Cenário B: Extinção da empresa durante o processo (ação de conhecimento ou monitória)
Como funciona se a empresa é extinta durante o processo?
Se a extinção da empresa ocorre no curso da ação, aplica-se o art. 313, inciso I, do CPC, que determina a suspensão do processo para que a sucessão seja regularizada, à semelhança da morte da pessoa natural.
- Extinção regular (com distrato/liquidação voluntária): O credor deve requerer a sucessão processual (art. 110 CPC) por meio do procedimento de habilitação. A demanda prossegue contra os sócios, mas a responsabilidade deles estará limitada ao valor que receberam na partilha do patrimônio líquido positivo.
- Extinção irregular (sumiço, CNPJ Inapto): Se a empresa apenas desaparece, e o CNPJ fica "inapto", o STJ entende que isso não basta para a sucessão do art. 110. O credor deve, obrigatoriamente, buscar o IDPJ - Incidente de Desconsideração da Personalidade Jurídica.
Cenário C: Extinção após formação do título (início da execução)
Em caso mais específico, como na ação monitória, a empresa fosse extinta no início da execução, após a formação do título executivo?
A lógica é a mesma do Cenário B: a extinção da parte leva à suspensão e exige a regularização do polo passivo.
- Se a extinção foi regular: Habilitação (art. 110 CPC) dos sócios, com responsabilidade limitada ao ativo partilhado.
- Se a extinção foi irregular (sumiço na execução): O credor cível não pode redirecionar automaticamente. Deve instaurar o IDPJ (art. 133 CPC) e provar o abuso, fraude ou confusão patrimonial.
Nota crítica: A diferença para a execução fiscal (súmula 435)
É fundamental que advogados que atuam no cível não apliquem a lógica do Fisco.
Em execuções fiscais, o STJ tem o entendimento sumulado (súmula 435) de que a presunção de dissolução irregular da empresa que não funciona no domicílio fiscal legitima o redirecionamento da execução para o sócio-gerente.
Essa regra, baseada em dispositivos específicos do CTN, não é aplicada pelas turmas de Direito Privado do STJ em ações cíveis (cobrança/monitória).
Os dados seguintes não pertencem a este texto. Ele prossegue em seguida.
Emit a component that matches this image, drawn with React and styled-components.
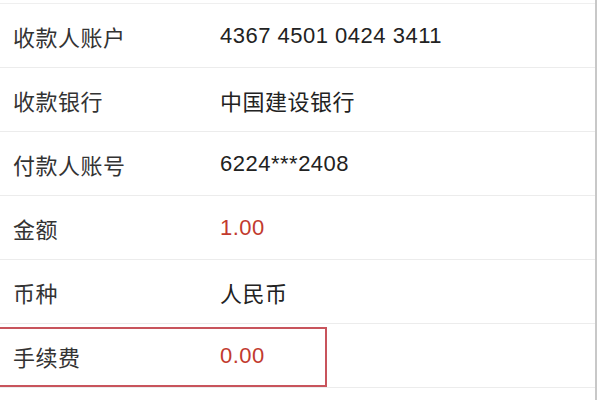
import React from "react";
import styled, { createGlobalStyle } from "styled-components";

const GlobalStyle = createGlobalStyle`
  html, body {
    margin: 0;
    padding: 0;
    background: #fff;
  }
  body {
    font-family: "Liberation Sans", "Noto Sans CJK SC", sans-serif;
  }
`;

const Wrapper = styled.div`
  width: 597px;
  height: 400px;
  padding-top: 3px;
  box-sizing: border-box;
  border-right: 2px solid #c8c8c8;
  background: #fff;
  overflow: hidden;
`;

const List = styled.div`
  display: flex;
  flex-direction: column;
  border-top: 1px solid #efefef;
`;

const Row = styled.div`
  position: relative;
  display: flex;
  align-items: center;
  height: 63px;
  border-bottom: 1px solid #ececec;

  ${({ $highlight }) =>
    $highlight &&
    `
    &::after {
      content: "";
      position: absolute;
      left: -2px;
      top: 3px;
      width: 325px;
      height: 56px;
      border: 2px solid #c8545c;
      box-sizing: content-box;
      pointer-events: none;
    }
  `}
`;

const Label = styled.div`
  width: 207px;
  padding-left: 13px;
  font-size: 22px;
  color: #333;
  letter-spacing: 0.5px;
`;

const Value = styled.div`
  font-size: 22px;
  letter-spacing: 0.5px;
  color: ${({ $red }) => ($red ? "#c23a2e" : "#222")};
`;

const rows = [
  { label: "收款人账户", value: "4367 4501 0424 3411" },
  { label: "收款银行", value: "中国建设银行" },
  { label: "付款人账号", value: "6224***2408" },
  { label: "金额", value: "1.00", red: true },
  { label: "币种", value: "人民币" },
  { label: "手续费", value: "0.00", red: true, highlight: true },
];

const App = () => {
  return (
    <>
      <GlobalStyle />
      <Wrapper>
        <List>
          {rows.map((r) => (
            <Row key={r.label} $highlight={r.highlight}>
              <Label>{r.label}</Label>
              <Value $red={r.red}>{r.value}</Value>
            </Row>
          ))}
        </List>
      </Wrapper>
    </>
  );
};

export default App;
No cível, o desaparecimento (dissolução irregular) exige a instauração do IDPJ, e o credor ainda tem o alto ônus de provar o abuso/fraude.
4. Distinção de natureza: Sucessão vs. desconsideração
A diferença entre os institutos é de natureza jurídica:
|
Característica |
Sucessão Processual (art. 110 CPC) |
Desconsideração da Personalidade Jurídica (art. 133 CPC) |
|
Natureza |
Transmissão de obrigação em razão da "morte" da PJ. |
Sanção por abuso de direito/fraude. |
|
Fato Gerador |
Extinção Regular da PJ (dissolução, liquidação, distrato). |
Abuso da personalidade (desvio/confusão patrimonial). |
|
Personalidade Jurídica |
Extinta (Perda da capacidade de ser parte). |
Subsistente (Autonomia é ignorada temporariamente). |
|
Responsabilidade Sócio (LTDA) |
Limitada ao valor dos ativos distribuídos na partilha. |
Ilimitada (pessoal, pela totalidade da dívida). |
|
Irregularidade |
Dissolução irregular não autoriza o art. 110 no cível. |
Dissolução irregular é um indício, mas exige prova de abuso no cível. |
Conclusão: A importância da estratégia jurídica precisa
A correta identificação da situação da PJ devedora é o fator decisivo para evitar prejuízos.
- Se o credor ajuíza a ação contra uma PJ já regularmente extinta, o processo será extinto por ilegitimidade.
- Se a empresa desaparece durante o processo (dissolução irregular), o advogado cível não pode simplesmente invocar a súmula 435 do STJ, mas deve reunir provas robustas de abuso patrimonial para tentar a desconsideração.
- Se a empresa é extinta de forma regular, a sucessão é viável, mas a execução contra o sócio de LTDA será frustrada se não houver patrimônio líquido positivo a ser partilhado.
Em última análise, o credor cível deve realizar uma due diligence minuciosa (especialmente na Junta Comercial) antes de ajuizar a demanda e escolher o instrumento processual correto (Habilitação para extinção regular; IDPJ para irregularidade com abuso) para garantir que o art. 110 do CPC ou o art. 133 do CPC sejam aplicados de maneira técnica, protegendo o crédito ou, na defesa, o patrimônio do sócio. O uso inadequado dos institutos leva à perda de tempo e custos processuais.